We looked at over 30 buildings and felt like we had a situation where prices were going up pretty quickly. We wanted to find something affordable for us where the interior was somewhat intact and where we could enter into a long-range purchase contract so that we had some time to fund-raise. Before we had a specific site in mind, it was hard for people to believe that this was real. The first question everyone would ask is, Where is the building? Where is the museum? Now that we can say the address, people say, Oh that’s great. It’s close to Findlay Market. I know where to park.

We have not purchased the building yet. We are fund-raising to meet the terms of the purchase contract. Once we own the building, then we can really start going with longer-range funding options.
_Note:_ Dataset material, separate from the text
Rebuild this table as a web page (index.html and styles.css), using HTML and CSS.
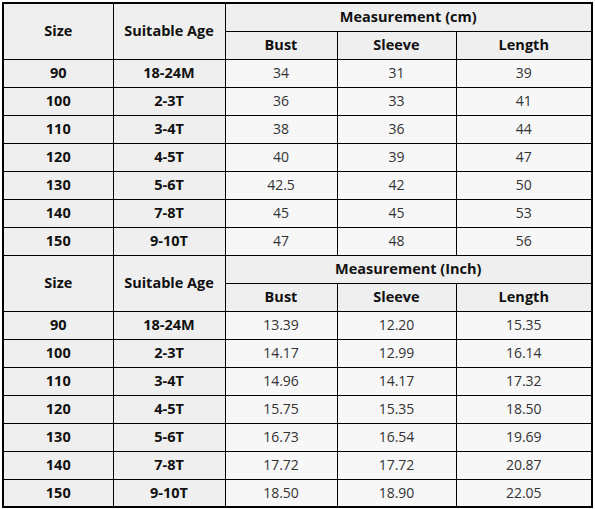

How much time does it take to get a museum like this up and running?
If we look to the Tenement Museum as a model, they phased in their space over about 20 years. They started by doing walking tours and raised money that way. They were able to interpret two apartments on the first floor. They showed those two apartments for years then raised enough money to be able to interpret two more apartments. They have a huge operating budget now. I think it’s the second most popular history site in all of New York City, after Ellis Island. So it’s the next place people go to learn about the city’s past.

Do you think Cincinnatians have a real interest in this part of local history?
I think anyone who has family from Cincinnati has some connection to Over-the-Rhine or the West End. Prior to 1870, pretty much everyone who lived in Cincinnati lived in the basin neighborhoods: downtown, Over-the-Rhine, or the West End. Anyone who is a long-term Cincinnatian can trace themselves back. And it’s fascinating to think, How did my great-grandfather live? How did they heat their apartment? Where did they cook their food? What, their bathroom was in the backyard?! All of that is really compelling. It’s so different from the way we live today that it’s hard to imagine without really immersing yourself in it and really feeling it.